The plaintiff contends that the defendant is improperly attempting to apportion its non-delegable duty to maintain the premises, which it owned and upon which the plaintiff fell, arguing that the defendant's proper recourse is indemnification. The plaintiff relies upon snow removal contractor cases in arguing that the law on the nondelegable duty of a landlord to remove snow and ice is clear, and that the landlord's CT Page 11269 inability to apportion liability is clear. The defendant argues that the apportionment defendant was a tenant in control of the stairway upon which the plaintiff alleges she slipped and fell. The defendant further argues that the tenant owes the plaintiff an independent duty and, therefore, may be brought into the action for apportionment purposes.
There is a split of authority among the judges of the superior court as to whether the owner of premises may bring a snow removal contractor into a negligence action for apportionment purposes. In this case, however, it must be determined whether the landlord of premises may bring a tenant into a negligence action for apportionment purposes. "The word `owner' . . . is not a technical term and, thus, is not confined to a person who has the absolute right in a chattel, but also applies to a person who has possession and control thereof." State v. Losacco, 12 Conn. App. 172,177, 529 A.2d 1348 (1987). "[L]andlord-tenant law generally presumes that a landlord retains possession, control, and responsibility for all common areas in leased premises. . . ." Id. See also General Statutes § 47a-7 (a)(3) (statute governing landlord's responsibilities) General Statutes § 47a-11 (b) states in relevant part that: "a tenant shall . . . keep such part of the premises that he occupies and uses as clean and safe as the condition of the premises permit. . . ."
In Mullin v. Connecticut Mortgage Corp., Superior Court, judicial district of Danbury, Docket No. 330173 (March 24, 1999, Moraghan, J.), the court denied a motion to strike an apportionment complaint on the basis that the plaintiff alleged that the tenant maintained control of the walkway leading to the parking area, where the plaintiff's injuries occurred. The court observed that "a landlord's duty only extends to those parts of the premises over which the landlord has retained control." Id., citing, Hurlburt v. Sherman, 116 Conn. 102, 106, 163 A. 603 (1933); Reardon v. Shimelman, 102 Conn. 383, 386, 128 A. 705 (1925). In this case, the defendant has alleged in its apportionment complaint that the exterior steps, where the plaintiff allegedly fell, were in the control of Arlene Young, the apportionment defendant.

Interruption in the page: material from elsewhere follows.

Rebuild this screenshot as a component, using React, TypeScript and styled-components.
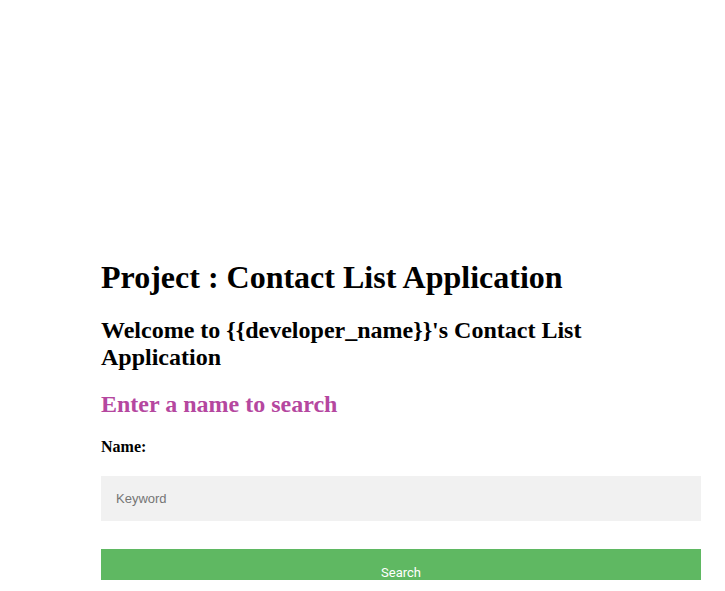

This case is distinguishable from the snow removal cases involving independent contractors because in those cases an owner seeks to delegate a nondelegable duty by hiring another to maintain the premises in a safe condition. As previously noted, there is a split of authority in such cases. "One line of cases holds that a defendant in possession of the premises has a nondelegable duty to maintain the premises in a reasonably safe condition which precludes the defendant from seeking an apportionment of damages from an independent contractor." Riggione v.Kmart Corp., Superior Court, judicial district of New Haven at New Haven, Docket No. 425255 (January 11, 2000, Alander, J.) (granting motion to strike on this theory). See also Duerr v. Sage Associates, Superior CT Page 11270 Court, judicial district of New London at New London, Docket No. 539139 (March 15, 1999, Martin, J.).
Riggione v. Kmart Corp., supra, also notes the opposing view that the "independent contractor is liable for its negligent acts or omissions in failing to keep the premises reasonably safe and may be brought into the negligence action for apportionment purposes." Id. See, e.g., Gulisanov. National Amusements, Inc., Superior Court, judicial district of Ansonia-Milford at Milford, Docket No. 065495 (July 29, 1999, Thompson,J.) (25 Conn.L.Rptr. 203); Uliano v. East Hill Woods, Inc., Superior Court, judicial district of Ansonia-Milford at Milford, Docket No. 061900 (November 9, 1998, Grogins, J.) (23 Conn.L.Rptr. 335).
In the present matter, the defendant landlord is seeking to apportion its liability to a tenant, who allegedly exercised control over the exterior stairs of 50 Lester Drive in Waterbury, Connecticut where plaintiff's injuries allegedly occurred. Because the defendant has alleged that the tenant exercised possession and control over the area in question, the plaintiff's motion to strike the apportionment complaint is denied.